> **Directions for this task**
Within the listing below, locate all lines containing the word "Tailwind". Copy each one.

> **Task inputs**
━━━━━━━━
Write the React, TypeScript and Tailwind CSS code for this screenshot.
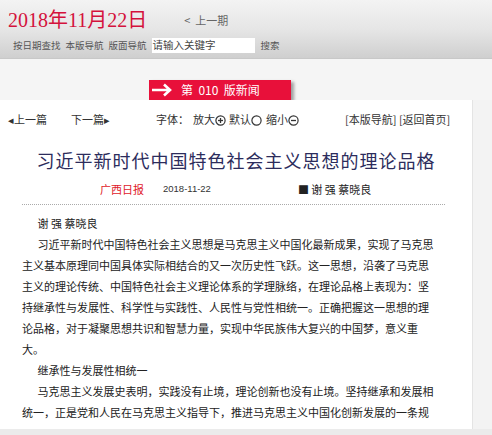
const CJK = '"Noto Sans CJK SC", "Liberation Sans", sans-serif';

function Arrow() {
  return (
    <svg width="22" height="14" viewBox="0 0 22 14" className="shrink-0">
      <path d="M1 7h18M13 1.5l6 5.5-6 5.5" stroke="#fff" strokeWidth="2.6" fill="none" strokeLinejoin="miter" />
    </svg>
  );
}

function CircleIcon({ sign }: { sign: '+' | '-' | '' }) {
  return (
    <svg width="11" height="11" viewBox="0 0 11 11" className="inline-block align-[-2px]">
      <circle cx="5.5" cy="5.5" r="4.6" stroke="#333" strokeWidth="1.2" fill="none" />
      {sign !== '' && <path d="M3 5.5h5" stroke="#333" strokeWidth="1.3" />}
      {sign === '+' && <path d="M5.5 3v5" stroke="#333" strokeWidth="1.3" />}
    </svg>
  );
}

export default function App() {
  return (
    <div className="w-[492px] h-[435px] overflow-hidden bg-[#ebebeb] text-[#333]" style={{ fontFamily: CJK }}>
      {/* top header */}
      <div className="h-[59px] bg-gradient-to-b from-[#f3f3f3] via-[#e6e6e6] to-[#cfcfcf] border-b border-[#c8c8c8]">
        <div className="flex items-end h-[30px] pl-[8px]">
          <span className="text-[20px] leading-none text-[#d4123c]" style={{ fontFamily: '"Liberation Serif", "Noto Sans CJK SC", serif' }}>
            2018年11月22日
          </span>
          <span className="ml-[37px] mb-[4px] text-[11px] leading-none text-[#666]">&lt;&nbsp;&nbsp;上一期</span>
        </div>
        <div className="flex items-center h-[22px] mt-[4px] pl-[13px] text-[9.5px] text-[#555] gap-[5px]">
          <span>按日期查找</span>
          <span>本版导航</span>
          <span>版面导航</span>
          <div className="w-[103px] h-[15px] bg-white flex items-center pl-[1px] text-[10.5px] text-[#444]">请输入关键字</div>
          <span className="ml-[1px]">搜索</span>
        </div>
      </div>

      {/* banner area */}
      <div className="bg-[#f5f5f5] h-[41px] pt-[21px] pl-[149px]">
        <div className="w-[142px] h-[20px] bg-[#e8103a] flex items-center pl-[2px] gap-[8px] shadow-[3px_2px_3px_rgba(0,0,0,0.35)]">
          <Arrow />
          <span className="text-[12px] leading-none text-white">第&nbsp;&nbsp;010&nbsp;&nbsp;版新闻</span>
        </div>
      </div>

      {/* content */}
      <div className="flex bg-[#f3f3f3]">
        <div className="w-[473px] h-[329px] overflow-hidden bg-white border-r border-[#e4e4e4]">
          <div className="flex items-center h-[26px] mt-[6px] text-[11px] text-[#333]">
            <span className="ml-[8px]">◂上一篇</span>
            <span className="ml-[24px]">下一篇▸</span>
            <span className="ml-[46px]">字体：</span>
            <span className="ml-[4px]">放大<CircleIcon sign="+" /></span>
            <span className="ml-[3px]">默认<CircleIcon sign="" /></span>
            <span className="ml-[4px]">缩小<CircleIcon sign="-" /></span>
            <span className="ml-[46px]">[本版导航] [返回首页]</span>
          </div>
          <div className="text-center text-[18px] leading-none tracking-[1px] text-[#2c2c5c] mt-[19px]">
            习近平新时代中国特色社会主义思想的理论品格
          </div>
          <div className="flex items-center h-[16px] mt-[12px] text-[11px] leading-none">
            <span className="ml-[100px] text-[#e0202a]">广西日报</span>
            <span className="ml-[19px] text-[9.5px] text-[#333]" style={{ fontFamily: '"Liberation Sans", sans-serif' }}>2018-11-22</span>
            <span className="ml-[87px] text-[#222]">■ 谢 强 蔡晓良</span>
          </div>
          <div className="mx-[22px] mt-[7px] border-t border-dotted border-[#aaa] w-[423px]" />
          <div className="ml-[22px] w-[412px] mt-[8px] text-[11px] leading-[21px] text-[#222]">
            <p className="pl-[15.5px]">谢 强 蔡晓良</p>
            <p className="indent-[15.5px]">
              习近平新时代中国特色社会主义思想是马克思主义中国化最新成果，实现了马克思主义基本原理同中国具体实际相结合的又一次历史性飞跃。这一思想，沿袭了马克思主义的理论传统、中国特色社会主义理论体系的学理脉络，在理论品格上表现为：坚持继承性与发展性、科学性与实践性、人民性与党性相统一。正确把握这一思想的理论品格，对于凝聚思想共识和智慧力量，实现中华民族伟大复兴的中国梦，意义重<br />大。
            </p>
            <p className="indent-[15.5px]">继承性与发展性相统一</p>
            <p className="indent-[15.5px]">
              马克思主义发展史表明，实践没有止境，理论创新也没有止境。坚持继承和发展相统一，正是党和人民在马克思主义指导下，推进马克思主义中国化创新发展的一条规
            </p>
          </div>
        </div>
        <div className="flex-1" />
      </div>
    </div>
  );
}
━━━━━━━━
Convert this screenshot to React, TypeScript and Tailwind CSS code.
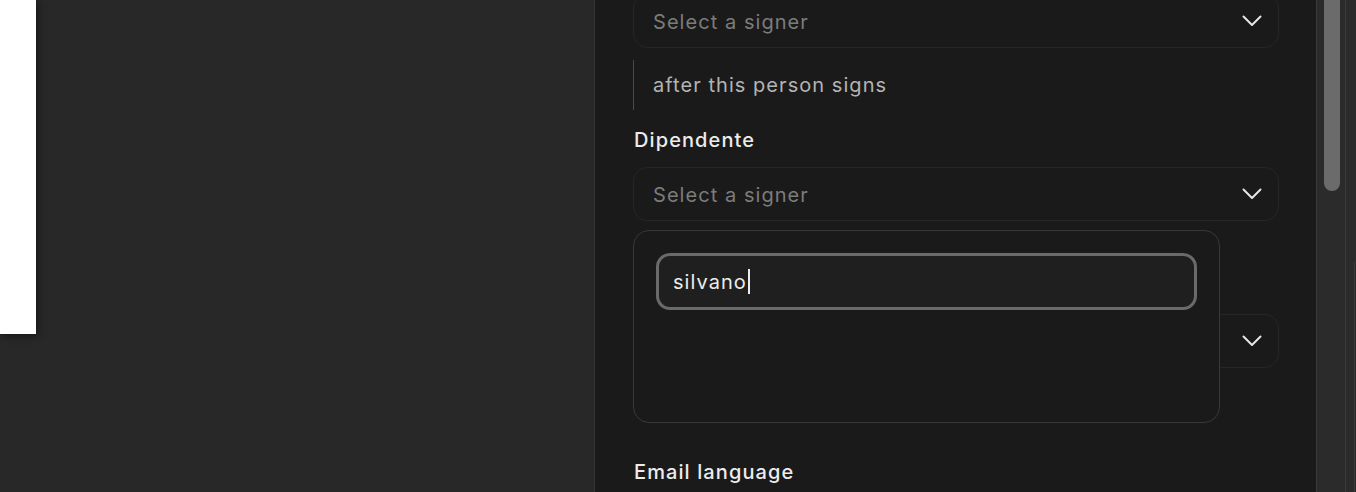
━━━━━━━━
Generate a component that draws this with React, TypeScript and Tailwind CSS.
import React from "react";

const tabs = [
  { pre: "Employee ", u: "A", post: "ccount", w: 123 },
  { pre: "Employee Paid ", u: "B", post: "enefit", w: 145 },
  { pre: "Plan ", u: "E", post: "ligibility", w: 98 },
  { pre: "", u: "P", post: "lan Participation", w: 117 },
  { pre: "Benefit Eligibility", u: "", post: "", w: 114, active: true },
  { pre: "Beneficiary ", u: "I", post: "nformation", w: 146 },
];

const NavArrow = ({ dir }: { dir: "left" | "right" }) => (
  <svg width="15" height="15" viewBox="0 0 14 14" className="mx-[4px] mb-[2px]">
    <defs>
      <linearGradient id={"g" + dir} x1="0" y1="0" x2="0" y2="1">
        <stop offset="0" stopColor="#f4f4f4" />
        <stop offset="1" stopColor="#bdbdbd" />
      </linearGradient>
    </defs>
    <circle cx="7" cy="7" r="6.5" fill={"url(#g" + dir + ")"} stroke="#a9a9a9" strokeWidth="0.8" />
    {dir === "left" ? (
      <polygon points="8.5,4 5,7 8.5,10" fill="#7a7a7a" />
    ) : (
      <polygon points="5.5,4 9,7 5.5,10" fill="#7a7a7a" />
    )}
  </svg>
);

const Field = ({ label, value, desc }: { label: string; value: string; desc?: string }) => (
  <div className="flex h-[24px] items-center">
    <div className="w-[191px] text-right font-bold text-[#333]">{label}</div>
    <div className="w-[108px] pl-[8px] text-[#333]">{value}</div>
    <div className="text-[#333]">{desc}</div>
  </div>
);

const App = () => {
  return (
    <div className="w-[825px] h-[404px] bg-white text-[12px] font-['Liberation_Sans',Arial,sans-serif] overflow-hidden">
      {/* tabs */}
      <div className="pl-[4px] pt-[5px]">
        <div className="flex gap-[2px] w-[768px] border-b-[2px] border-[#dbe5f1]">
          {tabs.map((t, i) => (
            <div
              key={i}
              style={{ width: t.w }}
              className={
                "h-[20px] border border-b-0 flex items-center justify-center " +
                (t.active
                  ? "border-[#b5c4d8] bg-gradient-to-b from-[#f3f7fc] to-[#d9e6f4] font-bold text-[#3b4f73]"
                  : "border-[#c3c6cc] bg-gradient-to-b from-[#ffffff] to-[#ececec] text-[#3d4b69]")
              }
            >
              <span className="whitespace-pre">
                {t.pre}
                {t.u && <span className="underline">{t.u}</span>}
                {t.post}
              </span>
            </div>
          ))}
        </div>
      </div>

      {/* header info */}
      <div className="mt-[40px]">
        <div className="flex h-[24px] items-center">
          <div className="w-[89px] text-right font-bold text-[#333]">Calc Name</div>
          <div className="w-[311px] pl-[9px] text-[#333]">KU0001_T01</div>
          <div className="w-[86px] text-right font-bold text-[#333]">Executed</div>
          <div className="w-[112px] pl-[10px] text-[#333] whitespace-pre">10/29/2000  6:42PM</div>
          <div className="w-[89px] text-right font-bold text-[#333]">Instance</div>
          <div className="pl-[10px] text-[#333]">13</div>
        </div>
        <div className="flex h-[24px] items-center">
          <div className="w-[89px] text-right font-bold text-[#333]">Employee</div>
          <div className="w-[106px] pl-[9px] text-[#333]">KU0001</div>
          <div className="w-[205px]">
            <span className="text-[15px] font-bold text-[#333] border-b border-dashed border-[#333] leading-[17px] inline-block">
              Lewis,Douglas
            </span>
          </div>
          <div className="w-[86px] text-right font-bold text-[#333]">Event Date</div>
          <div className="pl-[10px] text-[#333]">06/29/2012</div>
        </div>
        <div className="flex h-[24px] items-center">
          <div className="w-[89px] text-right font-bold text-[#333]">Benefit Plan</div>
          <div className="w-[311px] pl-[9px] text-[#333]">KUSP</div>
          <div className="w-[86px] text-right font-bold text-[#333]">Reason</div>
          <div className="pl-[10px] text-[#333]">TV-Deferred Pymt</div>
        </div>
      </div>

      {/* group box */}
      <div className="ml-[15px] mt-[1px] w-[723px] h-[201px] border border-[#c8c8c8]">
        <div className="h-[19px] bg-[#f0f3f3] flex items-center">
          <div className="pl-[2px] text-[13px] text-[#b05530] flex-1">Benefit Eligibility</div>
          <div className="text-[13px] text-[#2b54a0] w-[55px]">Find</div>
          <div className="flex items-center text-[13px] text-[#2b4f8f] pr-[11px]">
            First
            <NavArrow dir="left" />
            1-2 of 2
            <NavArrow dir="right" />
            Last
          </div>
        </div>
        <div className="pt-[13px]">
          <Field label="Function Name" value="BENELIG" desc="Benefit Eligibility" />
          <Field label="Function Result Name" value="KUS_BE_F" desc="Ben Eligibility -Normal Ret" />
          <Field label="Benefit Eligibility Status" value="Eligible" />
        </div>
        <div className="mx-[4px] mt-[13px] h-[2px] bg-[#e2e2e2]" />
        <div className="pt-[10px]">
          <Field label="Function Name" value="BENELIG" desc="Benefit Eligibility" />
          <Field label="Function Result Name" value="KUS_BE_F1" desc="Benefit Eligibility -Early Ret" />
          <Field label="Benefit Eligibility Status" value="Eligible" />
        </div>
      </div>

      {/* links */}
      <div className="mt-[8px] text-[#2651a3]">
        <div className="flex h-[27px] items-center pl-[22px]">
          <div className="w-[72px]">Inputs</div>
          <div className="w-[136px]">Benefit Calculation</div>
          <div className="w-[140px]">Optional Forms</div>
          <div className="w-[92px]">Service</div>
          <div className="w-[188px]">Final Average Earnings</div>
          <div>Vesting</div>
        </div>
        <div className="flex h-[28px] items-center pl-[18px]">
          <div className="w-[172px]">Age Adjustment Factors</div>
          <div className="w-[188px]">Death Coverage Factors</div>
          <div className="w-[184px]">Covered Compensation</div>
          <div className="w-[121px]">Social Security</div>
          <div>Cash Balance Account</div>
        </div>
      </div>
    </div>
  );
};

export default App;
━━━━━━━━
> **Full response**
Write the React, TypeScript and Tailwind CSS code for this screenshot.
Convert this screenshot to React, TypeScript and Tailwind CSS code.
Generate a component that draws this with React, TypeScript and Tailwind CSS.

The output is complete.